Je travaille quand même 4 jours par semaine. Certes, le nombre de consultations est peut-être moindre, mais le travail est tout aussi intense. J’ai surtout retrouvé une rigueur qui me manquait. De la rigueur sans rigidité, ce qui est très appréciable. Par exemple, à 8 h 30, tous les vétérinaires se réunissent pour la ronde clinique et ce, quel que soit leur service. Tous les cas hospitalisés sont passés en revue. Personne n’est laissé pour compte avec son cas compliqué. En France, persiste la pression de tout accueillir, tout le temps. Or, avec un peu moins de cas et plus de partage, le système fonctionne tout autant.
Quelle différence vous a le plus frappée entre ces deux manières d’exercer ?
La mentalité. Ici, tout le monde est très respectueux, généralistes et spécialistes échangent, le savoir circule, quel que soit le parcours. En France, la distance entre généraliste et spécialiste est parfois très palpable. Il faudrait œuvrer pour un même engagement au service du soin, en priorité.
Pensez-vous que les soins que vous prodiguez seraient accessibles pour nos clients français ?
Je pense que si je comparais les prix avec ceux qui sont pratiqués en CHV, il n’y aurait pas une grande différence, surtout pour la qualité proposée. Et pourtant, très peu de propriétaires sont assurés. Il faut aussi préciser qu’ils ont un rapport à la vie animale très particulier. Pour eux, l’euthanasie n’est que très rarement envisagée ; ils font beaucoup pour leurs animaux et leur consacrent un budget.

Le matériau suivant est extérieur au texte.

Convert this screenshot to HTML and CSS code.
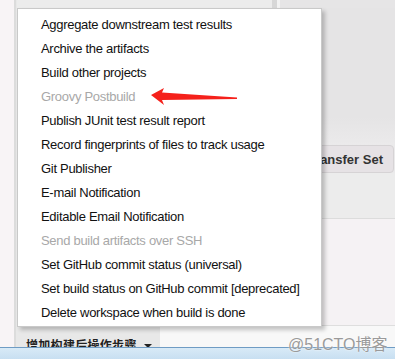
FILE: index.html
```html
<!DOCTYPE html>
<html lang="zh">
<head>
    <meta charset="UTF-8">
    <meta name="viewport" content="width=device-width, initial-scale=1.0">
    <title>Post-build actions</title>
    <link rel="stylesheet" href="styles.css">
</head>
<body>

    <div class="screen">
        <div class="gutter"></div>
        <div class="rail"></div>

        <div class="content">
            <div class="topbar">
                <div class="topbar-left"></div>
                <div class="topbar-split"></div>
                <div class="topbar-gap"></div>
                <div class="topbar-right"></div>
            </div>
            <div class="section section-upper"></div>
            <div class="section section-button">
                <button class="transfer-btn">Add Transfer Set</button>
            </div>
            <div class="section section-lower"></div>
            <div class="section section-pale"></div>
            <div class="section section-footer">
                <button class="add-step">增加构建后操作步骤<span class="caret"></span></button>
            </div>
        </div>
    </div>

    <div class="taskbar"></div>

    <!-- dropdown menu van de post-build stappen -->
    <ul class="menu">
        <li>Aggregate downstream test results</li>
        <li>Archive the artifacts</li>
        <li>Build other projects</li>
        <li class="disabled">Groovy Postbuild</li>
        <li>Publish JUnit test result report</li>
        <li>Record fingerprints of files to track usage</li>
        <li>Git Publisher</li>
        <li>E-mail Notification</li>
        <li>Editable Email Notification</li>
        <li class="disabled">Send build artifacts over SSH</li>
        <li>Set GitHub commit status (universal)</li>
        <li>Set build status on GitHub commit [deprecated]</li>
        <li>Delete workspace when build is done</li>
    </ul>

    <svg class="arrow" width="92" height="24" viewBox="0 0 92 24">
        <polygon points="3,11 16,4 14,8.5 89,13.5 89,15 14,16 16,21" fill="#f5211b"/>
    </svg>

    <div class="watermark">@51CTO博客</div>

</body>
</html>
```

FILE: styles.css
```css
body {
    margin: 0;
    padding: 0;
    width: 395px;
    height: 359px;
    overflow: hidden;
    position: relative;
    font-family: 'Liberation Sans', Arial, sans-serif;
    background: #f8f4f6;
}

.screen {
    display: flex;
    height: 347px;
}

.gutter {
    width: 14px;
    background: #f8f4f6;
}

.rail {
    width: 3px;
    background: #dcdcdc;
    border-right: 1px solid #e8e8e8;
    box-sizing: border-box;
}

.content {
    flex: 1;
    display: flex;
    flex-direction: column;
}

.topbar {
    height: 8px;
    display: flex;
}

.topbar-left {
    width: 255px;
    background: #ececec;
}

.topbar-split {
    width: 5px;
    background: #d7d7d7;
}

.topbar-gap {
    width: 3px;
    background: #f2f2f2;
}

.topbar-right {
    flex: 1;
    background: #e6e5e6;
}

.section-upper {
    height: 137px;
    background: linear-gradient(#e5e4e5, #e5e4e5 80%, #ebeaeb);
}

.section-button {
    height: 28px;
    display: flex;
    justify-content: flex-end;
    background: #ebeaeb;
}

.transfer-btn {
    width: 200px;
    margin-right: 1px;
    border: 1px solid #d6d3d5;
    border-radius: 4px;
    background: #e6e2e5;
    color: #333;
    font-family: 'Liberation Sans', Arial, sans-serif;
    font-weight: bold;
    font-size: 13px;
    text-align: right;
    padding: 0 10px 0 0;
}

.section-lower {
    height: 45px;
    background: #ececec;
    border-bottom: 1px solid #dcdcdc;
}

.section-pale {
    height: 106px;
    background: #f5f2f4;
    border-bottom: 1px solid #dedede;
}

.section-footer {
    flex: 1;
    background: #f8f8f8;
    overflow: hidden;
}

.add-step {
    width: 143px;
    height: 30px;
    border: none;
    background: #e8e8e8;
    text-align: left;
    white-space: nowrap;
    padding: 6px 0 0 9px;
    margin: 0;
    font-family: 'Noto Sans CJK SC', sans-serif;
    font-size: 12px;
    letter-spacing: 0.3px;
    font-weight: bold;
    color: #222;
    display: block;
}

.caret {
    display: inline-block;
    vertical-align: middle;
    margin-left: 7px;
    border-left: 4px solid transparent;
    border-right: 4px solid transparent;
    border-top: 4px solid #222;
}

.taskbar {
    height: 12px;
    border-top: 1px solid #6f9cc4;
    background: linear-gradient(#d8eaf7, #c6def1);
}

.menu {
    position: absolute;
    left: 17px;
    top: 8px;
    width: 305px;
    height: 319px;
    box-sizing: border-box;
    margin: 0;
    padding: 4px 0 0 0;
    list-style: none;
    background: #fff;
    border: 1px solid #c9c9c9;
    box-shadow: 3px 3px 4px rgba(0, 0, 0, 0.22);
}

.menu li {
    height: 24px;
    line-height: 24px;
    padding-left: 23px;
    font-size: 13px;
    letter-spacing: -0.3px;
    color: #111;
    white-space: nowrap;
}

.menu li.disabled {
    color: #a8a8a8;
}

.arrow {
    position: absolute;
    left: 148px;
    top: 84px;
}

.watermark {
    position: absolute;
    left: 288px;
    top: 331px;
    font-family: 'Liberation Sans', 'Noto Sans CJK SC', sans-serif;
    font-size: 16px;
    color: #9a9a9a;
    text-shadow: 0 0 2px #fff;
}
```
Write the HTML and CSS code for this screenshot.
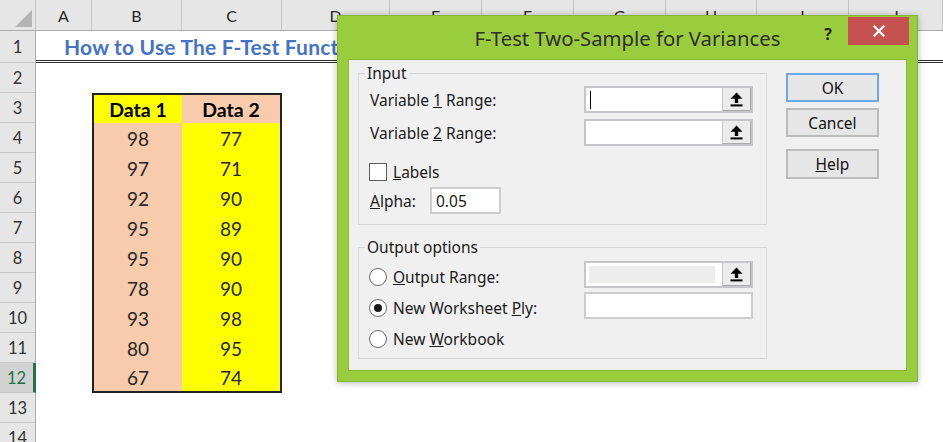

Comment s’envisage un départ si loin du territoire français ?
C’était un vrai challenge. D’ailleurs, lors de l’entretien, j’ai été transparente, « je ne peux rien vous promettre ! », ai-je dit. C’est un projet qui ne convient pas forcément à tous, mais je l’ai appréhendé comme une parenthèse, dont j’ignore encore la durée. Et étonnamment, il y a plus de 55 000 Français à Hong Kong, j’ai même eu mes premiers clients français !
Même si votre installation est récente, que retenir d’une telle expérience à l’étranger ?
Je pense qu’il est intéressant de voir ce qui se passe ailleurs, ne serait-ce que sur le plan culturel. Ils ont une façon très différente d’aborder les relations humaines, le conflit, le rapport à l’argent, au soin animalier. Personnellement, cette expérience m’a permis de renouer avec mon désir de rester vétérinaire. Si je suis amenée à monter une structure en France, je sais qu’un autre modèle, viable, est possible. Même dans un tel centre, tout est tourné vers l’humain et le soin. J’ai enfin la sensation d’être à ma place et de pratiquer la médecine vétérinaire telle que je l’ai apprise et projetée.